> **Written task**
Return all lines in the material below that contain "styles".

> **Records to process**
---+---
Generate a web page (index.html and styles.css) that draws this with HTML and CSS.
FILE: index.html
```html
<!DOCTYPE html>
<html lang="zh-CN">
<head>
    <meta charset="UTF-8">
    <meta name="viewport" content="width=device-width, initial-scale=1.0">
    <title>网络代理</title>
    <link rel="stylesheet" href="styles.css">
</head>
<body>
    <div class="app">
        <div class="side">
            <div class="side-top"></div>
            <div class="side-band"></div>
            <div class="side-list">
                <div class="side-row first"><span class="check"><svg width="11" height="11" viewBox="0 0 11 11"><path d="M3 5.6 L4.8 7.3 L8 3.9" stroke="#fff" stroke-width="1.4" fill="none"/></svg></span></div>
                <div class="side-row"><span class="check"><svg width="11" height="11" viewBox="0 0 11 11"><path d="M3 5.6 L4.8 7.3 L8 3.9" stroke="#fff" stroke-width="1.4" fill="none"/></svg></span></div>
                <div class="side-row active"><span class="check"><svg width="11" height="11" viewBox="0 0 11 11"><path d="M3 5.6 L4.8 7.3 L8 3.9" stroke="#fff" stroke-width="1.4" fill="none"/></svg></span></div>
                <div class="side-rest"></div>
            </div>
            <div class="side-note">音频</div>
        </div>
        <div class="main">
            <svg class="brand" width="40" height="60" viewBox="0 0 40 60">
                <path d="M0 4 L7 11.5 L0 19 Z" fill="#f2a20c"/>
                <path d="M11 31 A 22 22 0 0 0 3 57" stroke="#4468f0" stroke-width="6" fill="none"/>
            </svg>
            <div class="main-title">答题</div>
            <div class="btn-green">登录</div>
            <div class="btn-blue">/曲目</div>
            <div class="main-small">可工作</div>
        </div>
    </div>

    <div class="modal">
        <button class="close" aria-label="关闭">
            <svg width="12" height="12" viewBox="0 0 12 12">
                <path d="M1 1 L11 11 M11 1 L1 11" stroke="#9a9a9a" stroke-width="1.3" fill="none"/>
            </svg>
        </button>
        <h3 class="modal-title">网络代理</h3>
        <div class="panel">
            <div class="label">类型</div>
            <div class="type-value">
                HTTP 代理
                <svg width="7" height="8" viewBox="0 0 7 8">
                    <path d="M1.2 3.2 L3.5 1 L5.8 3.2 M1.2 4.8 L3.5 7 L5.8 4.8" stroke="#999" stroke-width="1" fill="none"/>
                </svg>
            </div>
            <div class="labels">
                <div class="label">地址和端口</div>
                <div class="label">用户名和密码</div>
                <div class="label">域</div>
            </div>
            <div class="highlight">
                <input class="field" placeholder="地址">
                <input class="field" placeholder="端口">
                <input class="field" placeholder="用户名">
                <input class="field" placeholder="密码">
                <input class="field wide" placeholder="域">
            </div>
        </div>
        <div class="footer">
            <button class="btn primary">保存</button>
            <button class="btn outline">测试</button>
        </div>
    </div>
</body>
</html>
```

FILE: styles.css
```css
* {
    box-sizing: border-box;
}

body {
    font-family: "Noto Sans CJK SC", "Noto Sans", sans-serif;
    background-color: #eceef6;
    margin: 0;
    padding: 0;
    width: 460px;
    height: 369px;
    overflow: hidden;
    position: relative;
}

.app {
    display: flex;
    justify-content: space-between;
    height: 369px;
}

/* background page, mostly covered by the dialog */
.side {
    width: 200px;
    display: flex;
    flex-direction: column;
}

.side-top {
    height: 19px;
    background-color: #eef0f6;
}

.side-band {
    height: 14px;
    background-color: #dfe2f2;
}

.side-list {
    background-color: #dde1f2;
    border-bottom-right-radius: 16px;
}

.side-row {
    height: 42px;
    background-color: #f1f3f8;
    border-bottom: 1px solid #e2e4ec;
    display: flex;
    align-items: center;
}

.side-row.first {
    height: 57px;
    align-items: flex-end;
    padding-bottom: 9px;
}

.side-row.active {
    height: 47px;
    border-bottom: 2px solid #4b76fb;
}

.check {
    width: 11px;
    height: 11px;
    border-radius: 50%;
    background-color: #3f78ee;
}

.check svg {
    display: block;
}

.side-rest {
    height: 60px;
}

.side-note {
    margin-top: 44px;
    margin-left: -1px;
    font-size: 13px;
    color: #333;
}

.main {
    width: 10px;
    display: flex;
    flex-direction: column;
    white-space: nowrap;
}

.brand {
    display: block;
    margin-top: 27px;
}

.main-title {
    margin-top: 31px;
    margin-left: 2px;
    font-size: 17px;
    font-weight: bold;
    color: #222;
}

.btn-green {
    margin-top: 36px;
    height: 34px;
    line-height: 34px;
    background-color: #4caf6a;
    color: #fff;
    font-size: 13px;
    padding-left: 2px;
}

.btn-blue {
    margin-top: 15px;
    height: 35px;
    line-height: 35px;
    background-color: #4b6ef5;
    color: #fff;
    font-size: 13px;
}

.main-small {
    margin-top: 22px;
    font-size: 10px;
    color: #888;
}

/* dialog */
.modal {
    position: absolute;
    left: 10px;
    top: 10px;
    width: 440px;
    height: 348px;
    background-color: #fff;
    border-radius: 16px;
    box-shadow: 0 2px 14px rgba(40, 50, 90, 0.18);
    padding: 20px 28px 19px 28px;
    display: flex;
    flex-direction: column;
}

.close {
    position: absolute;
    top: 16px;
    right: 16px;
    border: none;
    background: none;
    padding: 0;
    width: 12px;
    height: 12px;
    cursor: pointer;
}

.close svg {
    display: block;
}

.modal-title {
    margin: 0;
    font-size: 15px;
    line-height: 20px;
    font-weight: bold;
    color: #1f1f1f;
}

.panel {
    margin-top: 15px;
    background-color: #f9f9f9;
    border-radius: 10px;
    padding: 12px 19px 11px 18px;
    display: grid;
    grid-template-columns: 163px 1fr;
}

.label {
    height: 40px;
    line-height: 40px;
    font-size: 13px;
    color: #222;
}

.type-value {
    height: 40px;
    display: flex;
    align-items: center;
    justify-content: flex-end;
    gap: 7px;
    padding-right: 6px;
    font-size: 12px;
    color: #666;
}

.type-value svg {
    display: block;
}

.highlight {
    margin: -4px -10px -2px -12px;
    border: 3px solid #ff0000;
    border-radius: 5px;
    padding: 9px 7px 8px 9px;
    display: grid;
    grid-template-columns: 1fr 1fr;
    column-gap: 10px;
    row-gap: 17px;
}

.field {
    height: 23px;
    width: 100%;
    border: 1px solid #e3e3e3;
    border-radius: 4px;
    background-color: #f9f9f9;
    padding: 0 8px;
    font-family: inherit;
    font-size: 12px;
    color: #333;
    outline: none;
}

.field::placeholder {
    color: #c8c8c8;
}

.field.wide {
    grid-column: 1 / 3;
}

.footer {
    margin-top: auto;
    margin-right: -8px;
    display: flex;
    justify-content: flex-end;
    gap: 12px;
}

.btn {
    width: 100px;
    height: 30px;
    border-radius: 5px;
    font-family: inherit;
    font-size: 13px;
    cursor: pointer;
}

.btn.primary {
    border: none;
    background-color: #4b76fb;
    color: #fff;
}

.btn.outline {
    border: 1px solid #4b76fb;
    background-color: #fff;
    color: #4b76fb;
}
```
---+---
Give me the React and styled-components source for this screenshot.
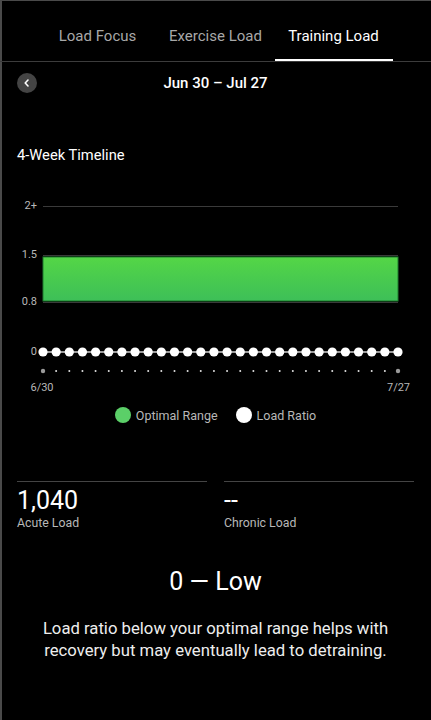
---+---
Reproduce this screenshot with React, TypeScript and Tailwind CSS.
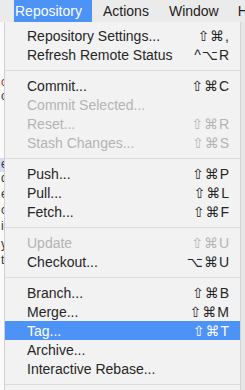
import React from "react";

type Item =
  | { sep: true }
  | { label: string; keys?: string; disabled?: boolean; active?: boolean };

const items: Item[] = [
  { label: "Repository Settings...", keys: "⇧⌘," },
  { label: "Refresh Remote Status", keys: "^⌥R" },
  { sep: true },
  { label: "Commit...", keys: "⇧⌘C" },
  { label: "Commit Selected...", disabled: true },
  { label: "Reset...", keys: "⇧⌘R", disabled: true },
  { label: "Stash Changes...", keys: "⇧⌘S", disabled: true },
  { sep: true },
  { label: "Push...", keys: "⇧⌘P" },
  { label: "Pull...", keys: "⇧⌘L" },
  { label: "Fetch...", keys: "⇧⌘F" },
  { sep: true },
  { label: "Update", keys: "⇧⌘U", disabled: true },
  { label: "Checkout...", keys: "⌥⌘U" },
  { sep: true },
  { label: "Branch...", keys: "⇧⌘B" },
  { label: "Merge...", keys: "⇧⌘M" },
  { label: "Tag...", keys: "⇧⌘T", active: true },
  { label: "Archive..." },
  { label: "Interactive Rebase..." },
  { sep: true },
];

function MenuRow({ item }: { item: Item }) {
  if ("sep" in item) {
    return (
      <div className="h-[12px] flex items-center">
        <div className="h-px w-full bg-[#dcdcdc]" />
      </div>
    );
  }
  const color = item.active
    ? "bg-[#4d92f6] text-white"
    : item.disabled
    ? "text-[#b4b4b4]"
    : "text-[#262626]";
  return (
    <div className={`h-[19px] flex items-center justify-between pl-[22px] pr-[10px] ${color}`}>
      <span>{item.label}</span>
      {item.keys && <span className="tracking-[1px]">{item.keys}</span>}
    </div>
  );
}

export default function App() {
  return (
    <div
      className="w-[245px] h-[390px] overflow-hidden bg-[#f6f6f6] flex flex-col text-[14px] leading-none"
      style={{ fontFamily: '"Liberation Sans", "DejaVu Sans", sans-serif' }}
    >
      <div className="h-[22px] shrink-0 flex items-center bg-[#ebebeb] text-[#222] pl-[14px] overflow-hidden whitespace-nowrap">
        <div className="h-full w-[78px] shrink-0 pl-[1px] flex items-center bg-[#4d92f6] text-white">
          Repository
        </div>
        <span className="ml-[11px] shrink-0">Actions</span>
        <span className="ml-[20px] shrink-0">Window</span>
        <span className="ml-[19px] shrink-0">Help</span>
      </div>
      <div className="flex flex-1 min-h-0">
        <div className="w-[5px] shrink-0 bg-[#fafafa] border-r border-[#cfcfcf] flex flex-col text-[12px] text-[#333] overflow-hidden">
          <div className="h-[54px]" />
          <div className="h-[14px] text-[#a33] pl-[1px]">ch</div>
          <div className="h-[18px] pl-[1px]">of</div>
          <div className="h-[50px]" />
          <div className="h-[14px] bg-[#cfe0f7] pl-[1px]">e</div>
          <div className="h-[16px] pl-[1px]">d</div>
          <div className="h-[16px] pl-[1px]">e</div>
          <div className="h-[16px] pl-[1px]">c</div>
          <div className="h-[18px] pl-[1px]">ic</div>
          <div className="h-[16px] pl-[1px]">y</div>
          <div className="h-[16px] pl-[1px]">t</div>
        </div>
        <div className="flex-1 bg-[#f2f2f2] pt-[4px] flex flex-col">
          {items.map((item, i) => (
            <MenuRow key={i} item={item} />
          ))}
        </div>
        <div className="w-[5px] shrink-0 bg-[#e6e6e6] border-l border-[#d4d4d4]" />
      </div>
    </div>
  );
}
---+---
> **The result**
Generate a web page (index.html and styles.css) that draws this with HTML and CSS.
    <link rel="stylesheet" href="styles.css">
FILE: styles.css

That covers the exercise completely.